De repente el truco de magia esconde la inexistencia de puesta en escena, maquilla el atropellado guión, disimula las interpretaciones mediocres de los actores y se funde con la banal música de tambores para crear el entretenimiento tipo de esta década que comienza.
Que Olga Kurylenko se coma la pantalla en cada uno de sus momentos y desplace a un segundo lugar a Michael Fassbender aún cuando la actriz interpreta a un personaje sin capacidad de habla, dice bastante de la dirección de actores de la cinta.
El personaje de Kurylenko es tan despiadado y está perfilado con tanta crueldad que basta por sí mismo para ahogar cualquier representación actoral y a los personajes de su alrededor. Fassbender se limita a luchar por mantener a flote las escenas en las que aparece en solitario.
Es posible que en el cine de hoy cualquiera pueda disponer de los recursos visuales con los que Peter Jackson convirtió su trilogía del anillo en un referente del cine de aventuras.

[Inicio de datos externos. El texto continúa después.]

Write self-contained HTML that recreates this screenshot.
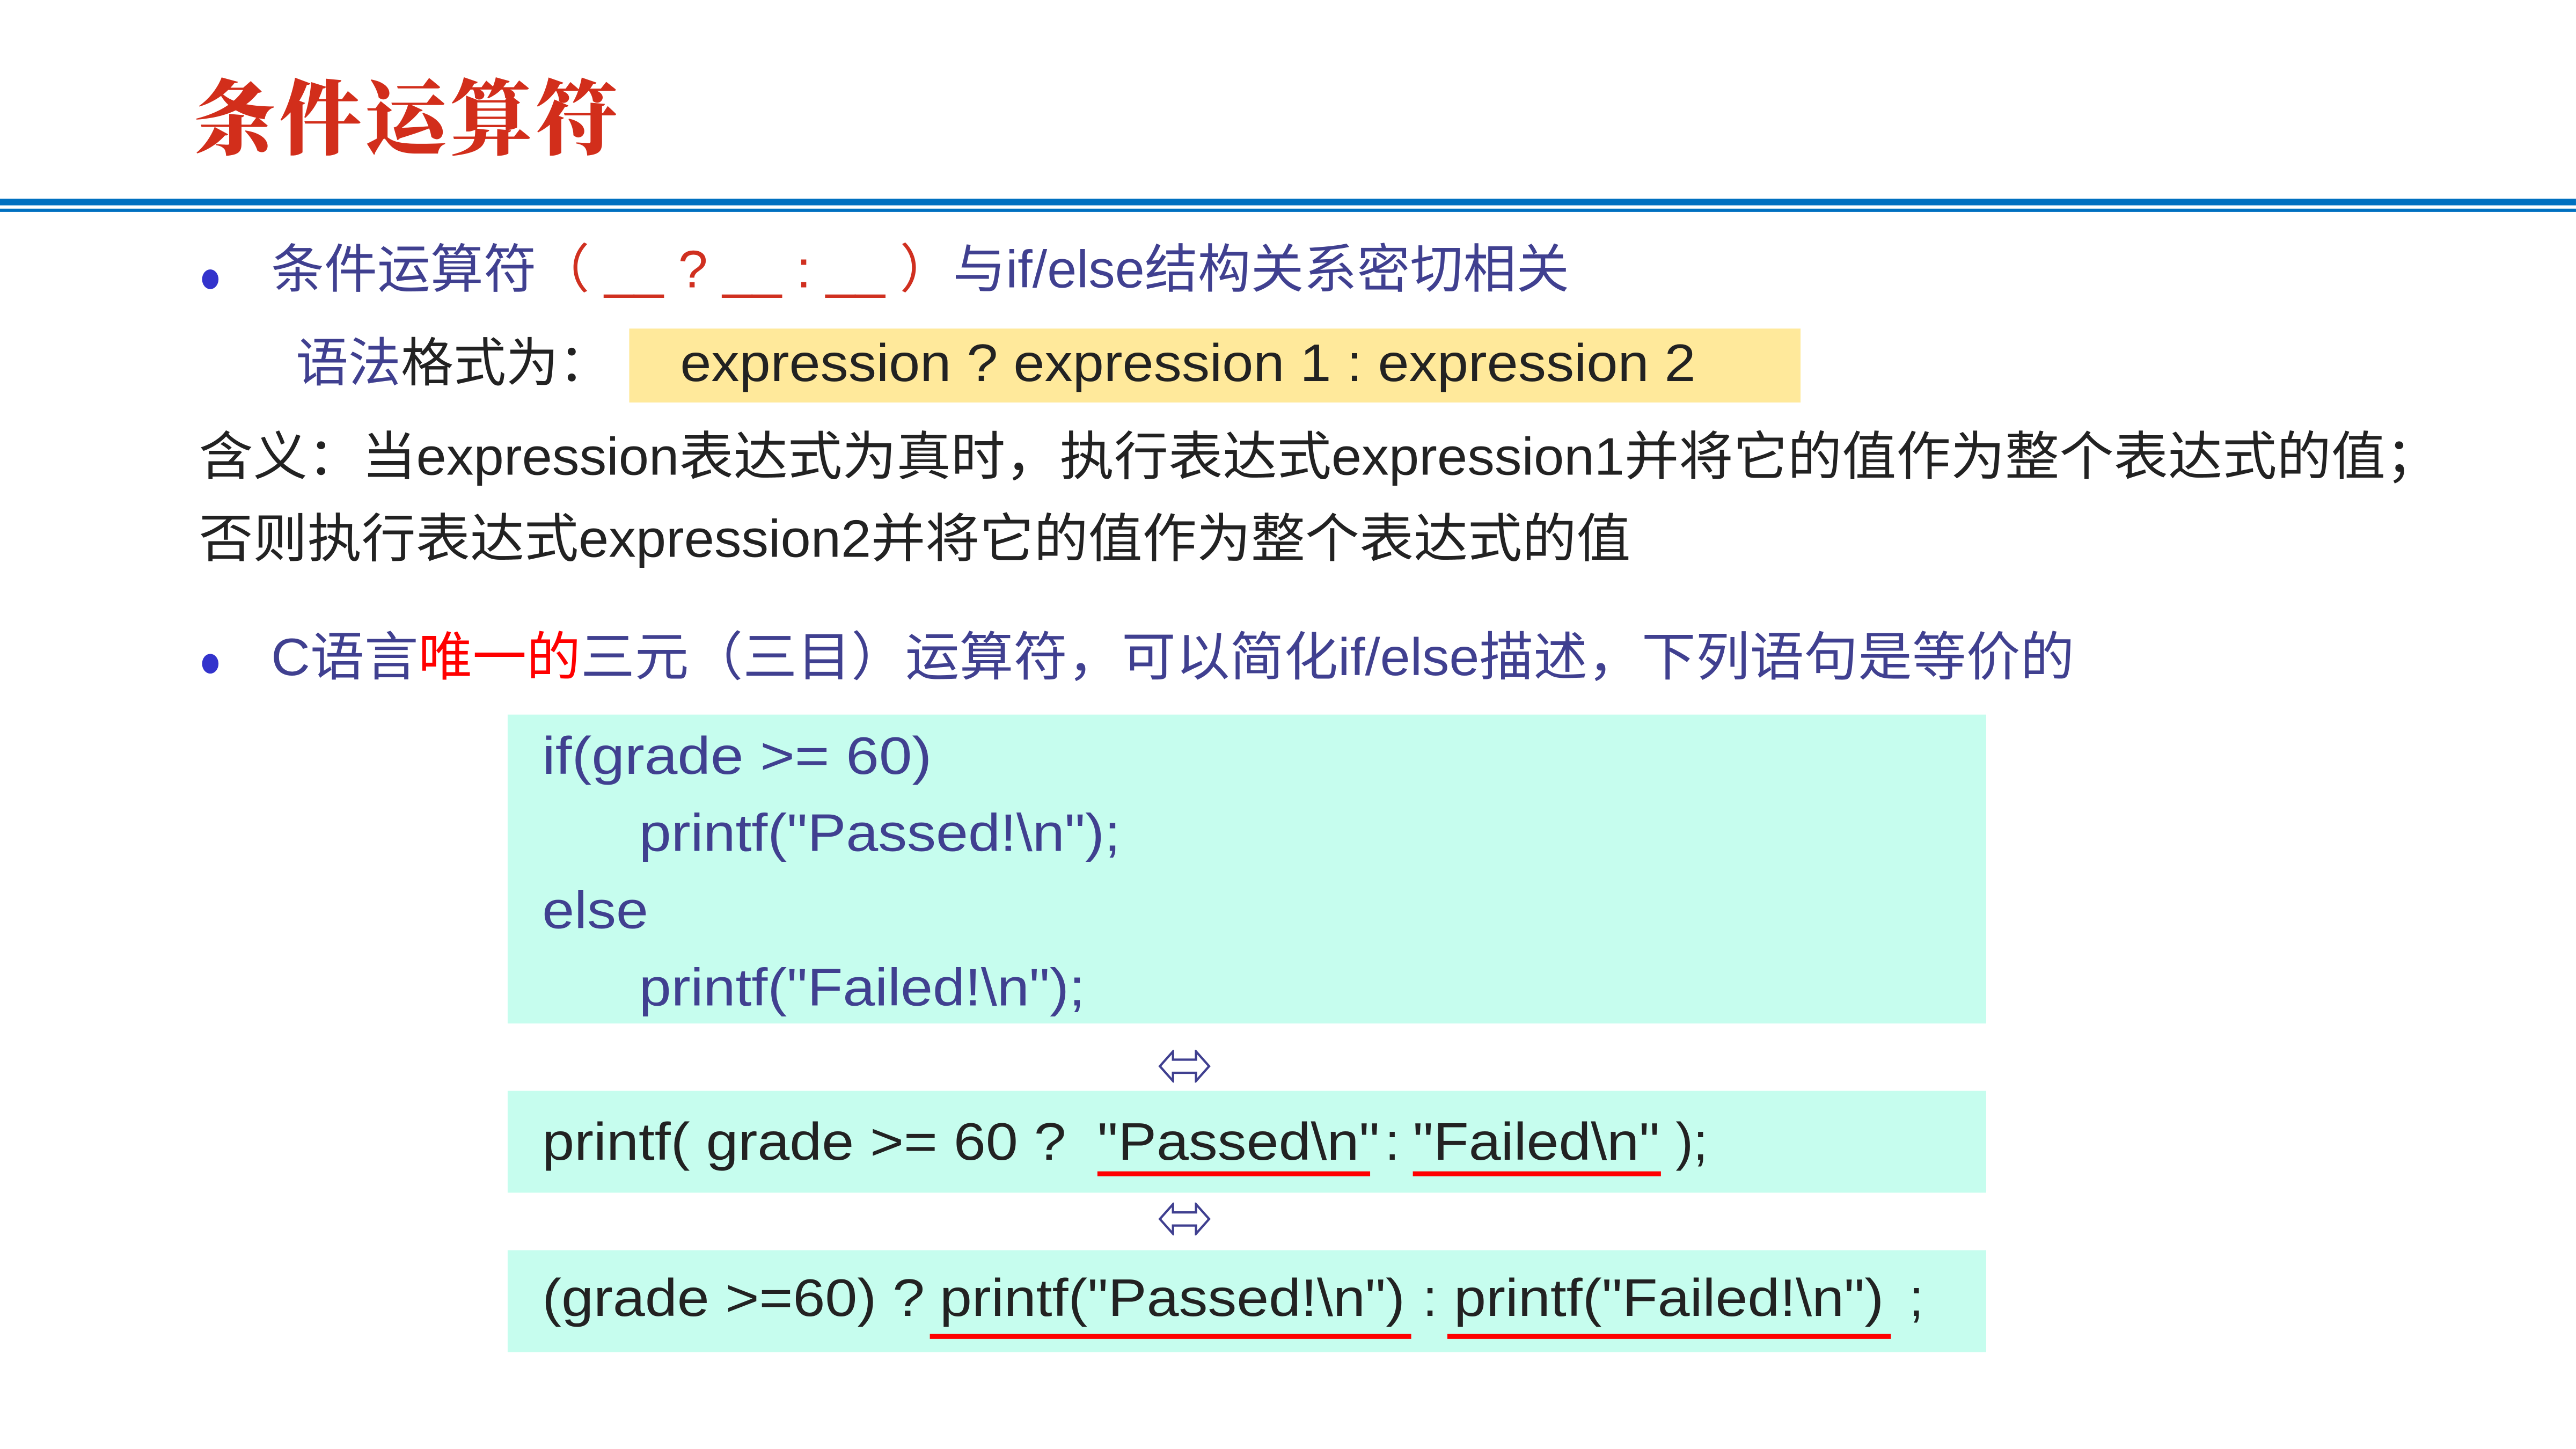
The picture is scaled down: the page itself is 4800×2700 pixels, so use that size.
<!DOCTYPE html>
<html><head><meta charset="utf-8"><style>
html,body{margin:0;padding:0;background:#fff;}
body{width:4800px;height:2700px;overflow:hidden;position:relative;}
#s{position:absolute;left:0;top:0;width:1568px;height:882px;transform:scale(3.0612);transform-origin:0 0;font-family:"Liberation Sans","Noto Sans CJK SC",sans-serif;}
.a{position:absolute;white-space:nowrap;line-height:1;transform-origin:0 50%;}
.b{color:#404090}.r{color:#d03020}.rr{color:#ff0000}.d{color:#222}
.box{position:absolute;background:#c6fdee;}
.u{position:absolute;height:3px;background:#ff0000;}
.eq{position:absolute;}
.x{transform:scaleX(1.1);}
</style></head><body><div id="s">
<div class="a" style="left:118px;top:44px;font-size:50px;color:#d22e1b;font-family:'Noto Serif CJK SC',serif;font-weight:900;letter-spacing:2px;">条件运算符</div>
<div style="position:absolute;left:0;top:121px;width:1568px;height:4px;background:#0070c0"></div>
<div style="position:absolute;left:0;top:127px;width:1568px;height:2px;background:#0070c0"></div>

<div style="position:absolute;left:123px;top:164px;width:10px;height:12px;border-radius:50%;background:#3333cc"></div>
<div class="a b" style="left:165px;top:148px;font-size:32px;transform:scaleX(1.01)">条件运算符<span class="r">（ __ ? __ : __ ）</span>与if/else结构关系密切相关</div>

<div class="a" style="left:180px;top:205px;font-size:32px;"><span class="b">语法</span><span class="d">格式为：</span></div>
<div style="position:absolute;left:383px;top:200px;width:713px;height:45px;background:#ffe99b"></div>
<div class="a d" style="left:414px;top:205px;font-size:32px;transform:scaleX(1.066)">expression ? expression 1 : expression 2</div>

<div class="a d" style="left:121px;top:262px;font-size:32px;transform:scaleX(1.034)">含义：当expression表达式为真时，执行表达式expression1并将它的值作为整个表达式的值；</div>
<div class="a d" style="left:121px;top:312px;font-size:32px;transform:scaleX(1.032)">否则执行表达式expression2并将它的值作为整个表达式的值</div>

<div style="position:absolute;left:123px;top:398px;width:10px;height:12px;border-radius:50%;background:#3333cc"></div>
<div class="a b" style="left:165px;top:384px;font-size:32px;transform:scaleX(1.029)">C语言<span class="rr">唯一的</span>三元（三目）运算符，可以简化if/else描述，下列语句是等价的</div>

<div class="box" style="left:309px;top:435px;width:900px;height:188px"></div>
<div class="a b" style="left:330px;top:444px;font-size:32px;transform:scaleX(1.13)">if(grade &gt;= 60)</div>
<div class="a b x" style="left:389px;top:491px;font-size:32px;">printf("Passed!\n");</div>
<div class="a b" style="left:330px;top:538px;font-size:32px;transform:scaleX(1.1)">else</div>
<div class="a b x" style="left:389px;top:585px;font-size:32px;">printf("Failed!\n");</div>

<svg class="eq" style="left:705px;top:639px" width="32" height="20" viewBox="0 0 32 20"><path d="M1 10 L9 1 L9 6 L23 6 L23 1 L31 10 L23 19 L23 14 L9 14 L9 19 Z" fill="none" stroke="#404090" stroke-width="1.4"/></svg>

<div class="box" style="left:309px;top:664px;width:900px;height:62px"></div>
<div class="a d x" style="left:330px;top:679px;font-size:32px;">printf( grade &gt;= 60 ?</div>
<div class="a d x" style="left:668px;top:679px;font-size:32px;">"Passed\n"</div>
<div class="a d" style="left:843px;top:679px;font-size:32px;">:</div>
<div class="a d x" style="left:860px;top:679px;font-size:32px;">"Failed\n"</div>
<div class="a d" style="left:1020px;top:679px;font-size:32px;">);</div>
<div class="u" style="left:668px;top:713px;width:166px"></div>
<div class="u" style="left:860px;top:713px;width:151px"></div>

<svg class="eq" style="left:705px;top:732px" width="32" height="20" viewBox="0 0 32 20"><path d="M1 10 L9 1 L9 6 L23 6 L23 1 L31 10 L23 19 L23 14 L9 14 L9 19 Z" fill="none" stroke="#404090" stroke-width="1.4"/></svg>

<div class="box" style="left:309px;top:761px;width:900px;height:62px"></div>
<div class="a d x" style="left:330px;top:774px;font-size:32px;">(grade &gt;=60) ?</div>
<div class="a d x" style="left:572px;top:774px;font-size:32px;">printf("Passed!\n")</div>
<div class="a d" style="left:866px;top:774px;font-size:32px;">:</div>
<div class="a d x" style="left:885px;top:774px;font-size:32px;">printf("Failed!\n")</div>
<div class="a d" style="left:1162px;top:774px;font-size:32px;">;</div>
<div class="u" style="left:566px;top:812px;width:293px"></div>
<div class="u" style="left:881px;top:812px;width:270px"></div>
</div></body></html>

Pero, ni siquiera en esta época de las historias devaluadas, del espectáculo pirotécnico como único punto de interés del cine, y de la supremacía de la imagen como simple elemento de distracción y nunca como instrumento de información, esos fuegos artificiales de la nueva hornada no consiguen ocultar que, en el fondo, sigue sin haber nada que contar.